Many of the Boers are simply farm boys armed with rifles.
It is thus a major hit on British prestige to have been defeated by a group of Dutch farm boys with a handful of older soldiers leading them.
Britain will never recover from the injury to its honor.
Although small in scope, the battle is historically significant for three reasons: It leads to the signing of a peace treaty and later the Pretoria Convention, between the British and the newly created South African Republic, ending the First Boer War.
The fire and movement ("vuur en beweeg" in Afrikaans) tactics employed by the Boers, especially Commandant Smit in his final assault on the hill, are years ahead of their time.
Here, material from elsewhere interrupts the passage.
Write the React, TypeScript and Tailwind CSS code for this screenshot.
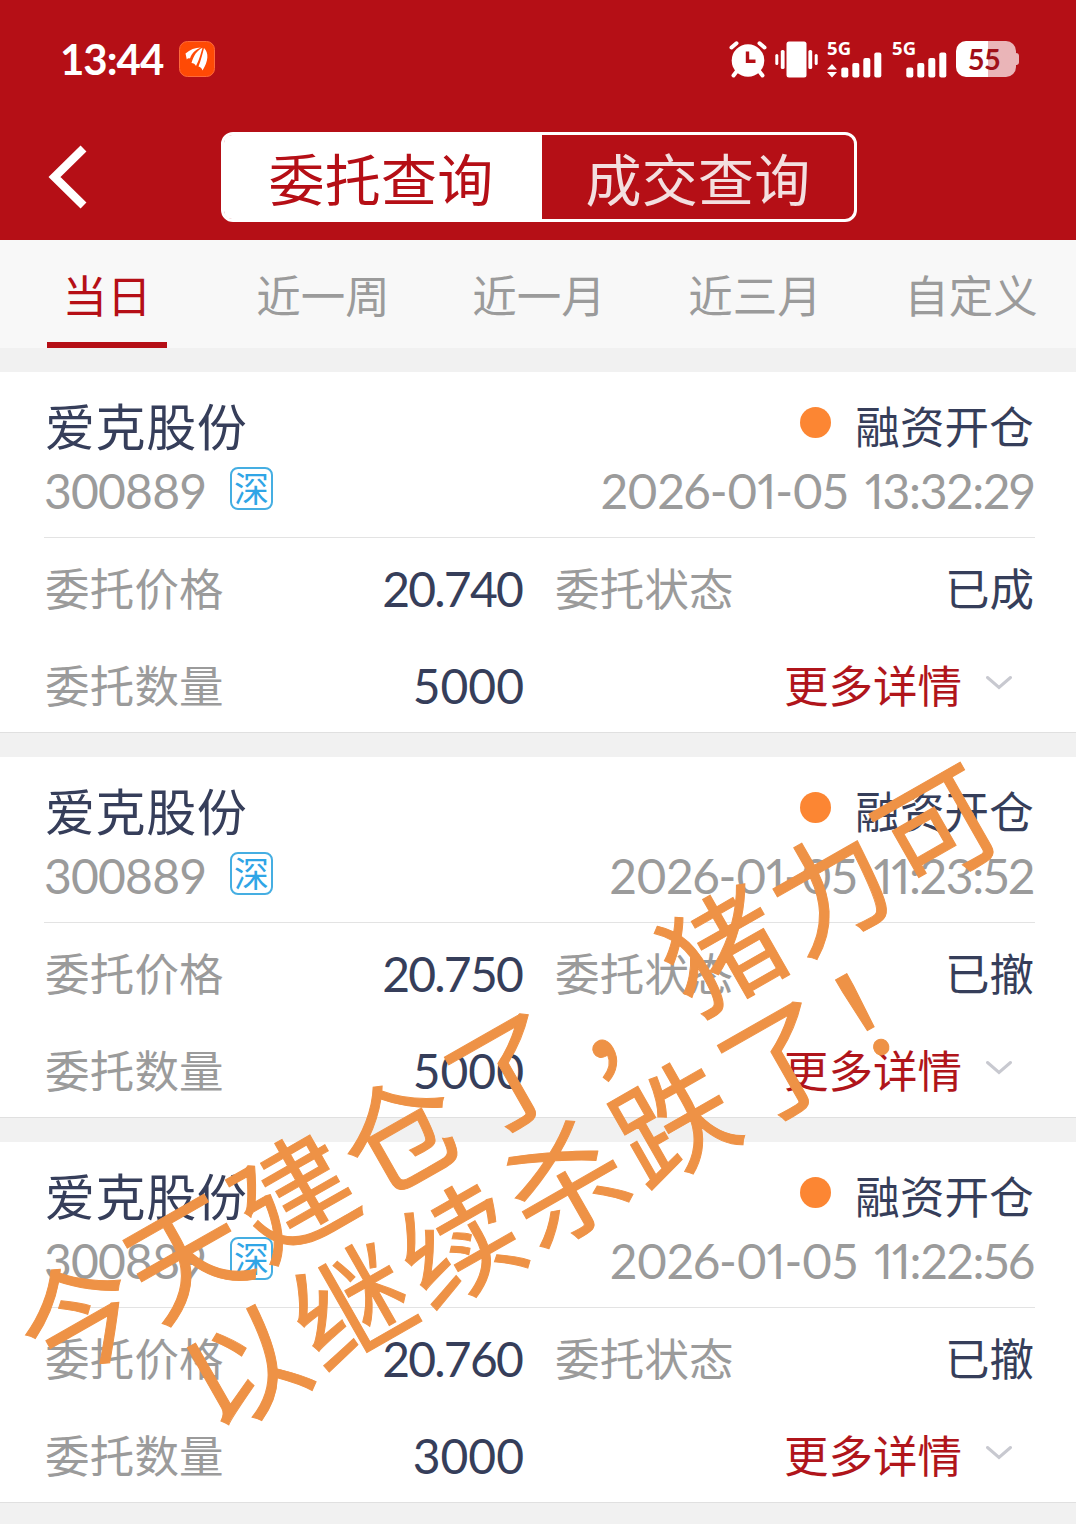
type Order = {
  name: string;
  side: string;
  code: string;
  date: string;
  time: string;
  price: string;
  status: string;
  amount: string;
};

const orders: Order[] = [
  {
    name: "爱克股份",
    side: "融资开仓",
    code: "300889",
    date: "2026-01-05",
    time: "13:32:29",
    price: "20.740",
    status: "已成",
    amount: "5000",
  },
  {
    name: "爱克股份",
    side: "融资开仓",
    code: "300889",
    date: "2026-01-05",
    time: "11:23:52",
    price: "20.750",
    status: "已撤",
    amount: "5000",
  },
  {
    name: "爱克股份",
    side: "融资开仓",
    code: "300889",
    date: "2026-01-05",
    time: "11:22:56",
    price: "20.760",
    status: "已撤",
    amount: "3000",
  },
];

const tabs = ["当日", "近一周", "近一月", "近三月", "自定义"];

function AppBadge() {
  return (
    <svg width="36" height="36" viewBox="0 0 36 36">
      <rect x="0.5" y="0.5" width="35" height="35" rx="8" fill="#ff4a05" stroke="#ff6a3a" />
      <g fill="#fff">
        <path d="M6.500 12.500C11 8.500 16 6.500 22 6.500C16 9 12.500 12.500 11 17.500C9.500 17 8.500 17.500 7.800 18.500Z" />
        <path d="M12.500 22C15 14 18 9.500 23.500 6.800C22 12 20.500 18 17 25C16 23 14.500 22 12.500 22Z" />
        <path d="M19.500 25.500C22 19 23.500 13 25 7C30 12 29.500 20 23.500 29.500C23 27.500 21.500 26 19.500 25.500Z" />
      </g>
    </svg>
  );
}

function AlarmIcon() {
  return (
    <svg width="38" height="37" viewBox="0 0 38 37">
      <g stroke="#fff" strokeWidth="4" strokeLinecap="round" fill="none">
        <path d="M2.500 6.500L7.500 2.300M35.500 6.500L30.500 2.300" />
        <path d="M8 30L4.500 34.500M30 30L33.500 34.500" />
      </g>
      <circle cx="19" cy="19.500" r="16.300" fill="#fff" />
      <path d="M18.500 10.500V20.200H26.500" stroke="#b50f16" strokeWidth="3.400" fill="none" />
    </svg>
  );
}

function VibrateIcon() {
  return (
    <svg width="43" height="37" viewBox="0 0 43 37" fill="#fff">
      <rect x="11.500" y="0.500" width="20" height="36" rx="2.500" />
      <rect x="0.300" y="13" width="3" height="11" rx="1.500" />
      <rect x="5.800" y="9" width="3.800" height="19" rx="1.600" />
      <rect x="33.400" y="9" width="3.800" height="19" rx="1.600" />
      <rect x="39.700" y="13" width="3" height="11" rx="1.500" />
    </svg>
  );
}

function Signal({ arrows = false }: { arrows?: boolean }) {
  return (
    <div className="relative h-[37px] w-[55px]">
      <span className="absolute -top-[2px] left-0 font-['Noto_Sans',sans-serif] text-[18.5px] leading-[18px] font-bold tracking-[0.2px]">
        5G
      </span>
      <svg width="55" height="37" viewBox="0 0 55 37" fill="#fff">
        {arrows && <path d="M0 28.500L5 23L10 28.500ZM0 31L5 36.500L10 31Z" />}
        <rect x="14.300" y="26.500" width="7" height="10" rx="2" />
        <rect x="25.300" y="22" width="7" height="14.500" rx="2" />
        <rect x="36.300" y="17" width="7" height="19.500" rx="2" />
        <rect x="47.300" y="11.500" width="7" height="25" rx="2" />
      </svg>
    </div>
  );
}

function Battery() {
  return (
    <div className="flex items-center">
      <div className="flex h-9 w-[60px] items-center justify-center rounded-[10px] bg-linear-to-r from-white from-53% to-[#eab5b8] to-53% pr-1 font-['Lato'] text-[29px] leading-9 font-bold text-[#a00f18]">
        <span className="tracking-[-0.6px]">55</span>
      </div>
      <div className="h-3 w-[3px] rounded-r-sm bg-[#eab5b8]" />
    </div>
  );
}

function Header() {
  return (
    <header className="h-60 bg-[#b50f16] text-white">
      <div className="flex h-[118px] items-center pr-[57px] pl-[60px]">
        <span className="w-[103px] font-['Lato'] text-[42px] leading-none font-bold tracking-[-1px]">13:44</span>
        <div className="ml-4">
          <AppBadge />
        </div>
        <div className="ml-auto flex items-center">
          <AlarmIcon />
          <div className="ml-2">
            <VibrateIcon />
          </div>
          <div className="ml-[9px]">
            <Signal arrows />
          </div>
          <div className="ml-[10px]">
            <Signal />
          </div>
          <div className="ml-[9px]">
            <Battery />
          </div>
        </div>
      </div>
      <div className="flex pt-[14px]">
        <div className="flex w-[221px] items-center pl-12">
          <svg width="40" height="64" viewBox="0 0 40 64" fill="none">
            <path d="M35.500 3.500L6.500 32L35.500 60.500" stroke="#fff" strokeWidth="8.400" />
          </svg>
        </div>
        <div className="flex h-[90px] w-[636px] rounded-xl border-[3px] border-white text-[56px] leading-[89px] tracking-[0.3px]">
          <div className="w-[318px] rounded-l-lg bg-white pr-1 text-center text-[#b50f16]">委托查询</div>
          <div className="flex-1 text-center text-[#f3dfe0]">成交查询</div>
        </div>
      </div>
    </header>
  );
}

function OrderCard({ order }: { order: Order }) {
  return (
    <section className="mb-6 h-[361px] border-b border-[#e0e0e0] bg-white pr-[42px] pl-[45px] text-[44.5px] text-[#363e5a]">
      <div className="-mr-px -ml-px h-[166px] border-b border-[#e3e3e3] pt-[23px]">
        <div className="flex h-16 items-center">
          <span className="ml-px text-[50px] leading-none tracking-[0.6px]">{order.name}</span>
          <span className="mt-[-9px] ml-auto size-[31px] rounded-full bg-[#fc8633]" />
          <span className="mr-px ml-6 leading-none tracking-[0.2px]">{order.side}</span>
        </div>
        <div className="flex h-16 items-center text-[48px] leading-none text-[#9b9b9b]">
          <span className="w-40 tracking-[-0.8px]">{order.code}</span>
          <span className="mt-[-6px] ml-[26px] flex size-[43px] items-center justify-center rounded-lg border-2 border-[#45aee2] text-[35px] leading-none text-[#2fa5e6]">
            深
          </span>
          <span className="ml-auto tracking-[-1px] proportional-nums">{order.date}</span>
          <span className="mr-px ml-[17px] tracking-[-1.2px] proportional-nums">{order.time}</span>
        </div>
      </div>
      <div className="grid grid-cols-[479px_1fr] grid-rows-[97px_97px] gap-x-[31px] pt-[2px] leading-[97px]">
        <div className="flex justify-between">
          <span className="text-[#9b9b9b] tracking-[0.2px]">委托价格</span>
          <span className="pr-0.5 text-[48px] tracking-[-1.8px]">{order.price}</span>
        </div>
        <div className="flex justify-between">
          <span className="text-[#9b9b9b] tracking-[0.2px]">委托状态</span>
          <span>{order.status}</span>
        </div>
        <div className="flex justify-between">
          <span className="text-[#9b9b9b] tracking-[0.2px]">委托数量</span>
          <span className="text-[48px]">{order.amount}</span>
        </div>
        <div className="flex items-center justify-end pr-[22px] text-[#b0151b]">
          <span>更多详情</span>
          <svg className="mt-[-5px] ml-6" width="26" height="16" viewBox="0 0 26 16" fill="none">
            <path d="M1.500 2.500L13 12.500L24.500 2.500" stroke="#c8c9d0" strokeWidth="3" strokeLinecap="round" />
          </svg>
        </div>
      </div>
    </section>
  );
}

export default function App() {
  return (
    <div className="relative h-[1524px] w-[1076px] overflow-hidden bg-[#f1f1f1] font-['Lato','Noto_Sans_CJK_SC',sans-serif]">
      <Header />
      <nav className="mb-6 -ml-px flex h-[108px] bg-[#f8f8f8] text-[44.5px] leading-[112px] text-[#9b9b9b]">
        {tabs.map((tab, i) => (
          <div
            key={tab}
            className={
              i === 0
                ? "flex h-[108px] w-[216px] shrink-0 justify-center text-[#b50f16]"
                : "h-[108px] w-[216px] shrink-0 text-center"
            }
          >
            {i === 0 ? <span className="h-[108px] w-[120px] border-b-[6px] border-[#b50f16] text-center">{tab}</span> : tab}
          </div>
        ))}
      </nav>
      <main>
        {orders.map((order) => (
          <OrderCard key={order.time} order={order} />
        ))}
      </main>

      {/* Slanted note across the list */}
      <div className="absolute top-[995px] left-[-62px] w-[1200px] rotate-[-29.700deg] text-center font-['Noto_Sans_CJK_SC',sans-serif] text-[118px] leading-[125px] tracking-[5.500px] whitespace-nowrap text-[#ee9246] [-webkit-text-stroke:1px_#ee9246]">
        <p>今天建仓了，猪力可</p>
        <p className="-ml-2">以继续杀跌了！</p>
      </div>
    </div>
  );
}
Coupled with the defeats at Laing's Nek and Schuinshoogte, this third crushing defeat at the hands of the Boers ratifies the strength of the Boers in the minds of the British, arguably to have consequences in the Second Anglo-Boer War.
"Remember Majuba" will become a rallying cry.
Hostilities continue until March 6, 1881, when a truce is declared, ironically on the same terms that Colley had disparaged.
The Transvaal forts have endured, contrary to Colley's forecast, with the sieges being generally uneventful, the Boers content to wait for hunger and sickness to strike.
The forts had suffered only light casualties as an outcome of sporadic engagements, except at Potchefstroom, where twenty-four were killed, and seventeen at Pretoria, in each case resulting from occasional raids on Boer positions.
The British government of William Gladstone is conciliatory as it realizes that any further action will require substantial troop reinforcements, and it is likely that the war would be costly, messy and protracted.
Unwilling to get bogged down in a distant war the British government orders a truce.
Under instructions from the British government, Sir Evelyn Wood (who had replaced Colley upon his death on February 27, 1881) signs an armistice to end the war, and subsequently a peace treaty is signed with Kruger at O'Neil's Cottage on March 6, bringing the war to an end on March 23, 1881.